Job.
Without the pictures, can you quote each line below exactly?

- - -

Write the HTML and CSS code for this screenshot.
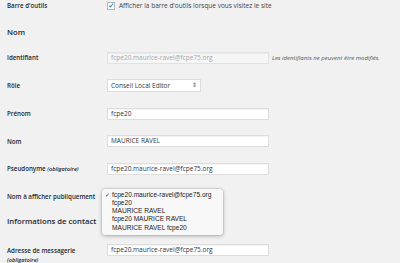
FILE: index.html
```html
<!DOCTYPE html>
<html lang="fr">
<head>
    <meta charset="UTF-8">
    <title>Profil</title>
    <link rel="stylesheet" href="styles.css">
</head>
<body>
    <div class="wrap">
        <div class="field field-toolbar">
            <span class="label">Barre d'outils</span>
            <label class="check-line">
                <span class="checkbox">
                    <svg width="7" height="7" viewBox="0 0 7 7"><path d="M1.3 3.6 L2.9 5.2 L5.9 1.2" fill="none" stroke="#1e8cbe" stroke-width="1.2"/></svg>
                </span>
                Afficher la barre d'outils lorsque vous visitez le site
            </label>
        </div>

        <h2 class="section-title title-name">Nom</h2>

        <div class="field">
            <span class="label">Identifiant</span>
            <span class="input disabled">fcpe20.maurice-ravel@fcpe75.org</span>
            <span class="note">Les identifiants ne peuvent être modifiés.</span>
        </div>
        <div class="field">
            <span class="label">Rôle</span>
            <span class="select">Conseil Local Editor <span class="arrows">&#8661;</span></span>
        </div>
        <div class="field">
            <span class="label">Prénom</span>
            <span class="input">fcpe20</span>
        </div>
        <div class="field">
            <span class="label">Nom</span>
            <span class="input">MAURICE RAVEL</span>
        </div>
        <div class="field">
            <span class="label">Pseudonyme <em>(obligatoire)</em></span>
            <span class="input">fcpe20.maurice-ravel@fcpe75.org</span>
        </div>
        <div class="field field-display">
            <span class="label">Nom à afficher publiquement</span>
            <!-- select is hidden under its open menu -->
            <span class="select"></span>
            <ul class="menu">
                <li class="selected"><span class="tick">&#10003;</span>fcpe20.maurice-ravel@fcpe75.org</li>
                <li>fcpe20</li>
                <li>MAURICE RAVEL</li>
                <li>fcpe20 MAURICE RAVEL</li>
                <li>MAURICE RAVEL fcpe20</li>
            </ul>
        </div>

        <h2 class="section-title title-contact">Informations de contact</h2>

        <div class="field field-email">
            <span class="label">Adresse de messagerie<br><em>(obligatoire)</em></span>
            <span class="input">fcpe20.maurice-ravel@fcpe75.org</span>
        </div>
    </div>
</body>
</html>
```

FILE: styles.css
```css
body {
    margin: 0;
    background-color: #f1f1f1;
    font-family: 'Open Sans', 'Liberation Sans', sans-serif;
    color: #23282d;
    font-size: 6.5px;
    overflow: hidden;
}

.wrap {
    padding-left: 7px;
}

.field {
    display: flex;
    align-items: center;
    padding: 7.75px 0;
    position: relative;
}

.label {
    width: 100px;
    flex-shrink: 0;
    font-size: 6.2px;
    font-weight: 600;
    line-height: 9px;
}

.label em {
    font-size: 5.6px;
}

.field-toolbar {
    padding: 1px 0 0;
    height: 9px;
}

.check-line {
    display: flex;
    align-items: center;
    color: #444;
}

.checkbox {
    width: 6px;
    height: 6px;
    border: 1px solid #b4b9be;
    background: #fff;
    margin-right: 4px;
    display: flex;
    align-items: center;
    justify-content: center;
}

.section-title {
    font-size: 7.7px;
    font-weight: 600;
    line-height: 12px;
    margin: 0;
}

.title-name {
    margin: 16px 0 6px;
}

.title-contact {
    margin: 4px 0 9px;
}

.input {
    box-sizing: border-box;
    width: 162px;
    height: 12px;
    line-height: 10px;
    padding: 0 3px;
    background: #fff;
    border: 1px solid #ddd;
    box-shadow: inset 0 1px 1px rgba(0, 0, 0, 0.05);
    color: #32373c;
    white-space: nowrap;
    overflow: hidden;
}

.input.disabled {
    background: #f6f6f6;
    border-color: #e2e2e2;
    color: #a6a9ac;
}

.note {
    margin-left: 3px;
    font-style: italic;
    font-size: 6px;
    color: #555;
}

.select {
    box-sizing: border-box;
    width: 94px;
    height: 13px;
    line-height: 11px;
    padding: 0 3px;
    background: #fff;
    border: 1px solid #ddd;
    color: #32373c;
    display: flex;
    justify-content: space-between;
}

.arrows {
    font-size: 6px;
    color: #555;
}

.field-display .select {
    width: 110px;
}

.menu {
    position: absolute;
    left: 95px;
    top: 6px;
    width: 121px;
    margin: 0;
    padding: 2px 0 3px;
    list-style: none;
    background: #f8f8f8;
    border-radius: 3px;
    box-shadow: 0 1px 4px rgba(0, 0, 0, 0.28), 0 0 0 0.5px rgba(0, 0, 0, 0.12);
    font-family: 'Liberation Sans', Arial, sans-serif;
    font-size: 6.6px;
    color: #222;
}

.menu li {
    height: 8.3px;
    line-height: 8.3px;
    padding-left: 10px;
    position: relative;
}

.menu .tick {
    position: absolute;
    left: 3px;
    font-size: 6px;
}

.field-email {
    align-items: flex-start;
}

.field-email .label {
    margin-top: 2px;
}
```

- - -

Answer for the task.
Write the HTML and CSS code for this screenshot.
FILE: index.html
```html
<!DOCTYPE html>
<html lang="fr">
<head>
    <meta charset="UTF-8">
    <title>Profil</title>
    <link rel="stylesheet" href="styles.css">
</head>
<body>
    <div class="wrap">
        <div class="field field-toolbar">
            <span class="label">Barre d'outils</span>
            <label class="check-line">
                <span class="checkbox">
                    <svg width="7" height="7" viewBox="0 0 7 7"><path d="M1.3 3.6 L2.9 5.2 L5.9 1.2" fill="none" stroke="#1e8cbe" stroke-width="1.2"/></svg>
                </span>
                Afficher la barre d'outils lorsque vous visitez le site
            </label>
        </div>

        <h2 class="section-title title-name">Nom</h2>

        <div class="field">
            <span class="label">Identifiant</span>
            <span class="input disabled">fcpe20.maurice-ravel@fcpe75.org</span>
            <span class="note">Les identifiants ne peuvent être modifiés.</span>
        </div>
        <div class="field">
            <span class="label">Rôle</span>
            <span class="select">Conseil Local Editor <span class="arrows">&#8661;</span></span>
        </div>
        <div class="field">
            <span class="label">Prénom</span>
            <span class="input">fcpe20</span>
        </div>
        <div class="field">
            <span class="label">Nom</span>
            <span class="input">MAURICE RAVEL</span>
        </div>
        <div class="field">
            <span class="label">Pseudonyme <em>(obligatoire)</em></span>
            <span class="input">fcpe20.maurice-ravel@fcpe75.org</span>
        </div>
        <div class="field field-display">
            <span class="label">Nom à afficher publiquement</span>
            <!-- select is hidden under its open menu -->
            <span class="select"></span>
            <ul class="menu">
                <li class="selected"><span class="tick">&#10003;</span>fcpe20.maurice-ravel@fcpe75.org</li>
                <li>fcpe20</li>
                <li>MAURICE RAVEL</li>
                <li>fcpe20 MAURICE RAVEL</li>
                <li>MAURICE RAVEL fcpe20</li>
            </ul>
        </div>

        <h2 class="section-title title-contact">Informations de contact</h2>

        <div class="field field-email">
            <span class="label">Adresse de messagerie<br><em>(obligatoire)</em></span>
            <span class="input">fcpe20.maurice-ravel@fcpe75.org</span>
        </div>
    </div>
</body>
</html>
```

FILE: styles.css
```css
body {
    margin: 0;
    background-color: #f1f1f1;
    font-family: 'Open Sans', 'Liberation Sans', sans-serif;
    color: #23282d;
    font-size: 6.5px;
    overflow: hidden;
}

.wrap {
    padding-left: 7px;
}

.field {
    display: flex;
    align-items: center;
    padding: 7.75px 0;
    position: relative;
}

.label {
    width: 100px;
    flex-shrink: 0;
    font-size: 6.2px;
    font-weight: 600;
    line-height: 9px;
}

.label em {
    font-size: 5.6px;
}

.field-toolbar {
    padding: 1px 0 0;
    height: 9px;
}

.check-line {
    display: flex;
    align-items: center;
    color: #444;
}

.checkbox {
    width: 6px;
    height: 6px;
    border: 1px solid #b4b9be;
    background: #fff;
    margin-right: 4px;
    display: flex;
    align-items: center;
    justify-content: center;
}

.section-title {
    font-size: 7.7px;
    font-weight: 600;
    line-height: 12px;
    margin: 0;
}

.title-name {
    margin: 16px 0 6px;
}

.title-contact {
    margin: 4px 0 9px;
}

.input {
    box-sizing: border-box;
    width: 162px;
    height: 12px;
    line-height: 10px;
    padding: 0 3px;
    background: #fff;
    border: 1px solid #ddd;
    box-shadow: inset 0 1px 1px rgba(0, 0, 0, 0.05);
    color: #32373c;
    white-space: nowrap;
    overflow: hidden;
}

.input.disabled {
    background: #f6f6f6;
    border-color: #e2e2e2;
    color: #a6a9ac;
}

.note {
    margin-left: 3px;
    font-style: italic;
    font-size: 6px;
    color: #555;
}

.select {
    box-sizing: border-box;
    width: 94px;
    height: 13px;
    line-height: 11px;
    padding: 0 3px;
    background: #fff;
    border: 1px solid #ddd;
    color: #32373c;
    display: flex;
    justify-content: space-between;
}

.arrows {
    font-size: 6px;
    color: #555;
}

.field-display .select {
    width: 110px;
}

.menu {
    position: absolute;
    left: 95px;
    top: 6px;
    width: 121px;
    margin: 0;
    padding: 2px 0 3px;
    list-style: none;
    background: #f8f8f8;
    border-radius: 3px;
    box-shadow: 0 1px 4px rgba(0, 0, 0, 0.28), 0 0 0 0.5px rgba(0, 0, 0, 0.12);
    font-family: 'Liberation Sans', Arial, sans-serif;
    font-size: 6.6px;
    color: #222;
}

.menu li {
    height: 8.3px;
    line-height: 8.3px;
    padding-left: 10px;
    position: relative;
}

.menu .tick {
    position: absolute;
    left: 3px;
    font-size: 6px;
}

.field-email {
    align-items: flex-start;
}

.field-email .label {
    margin-top: 2px;
}
```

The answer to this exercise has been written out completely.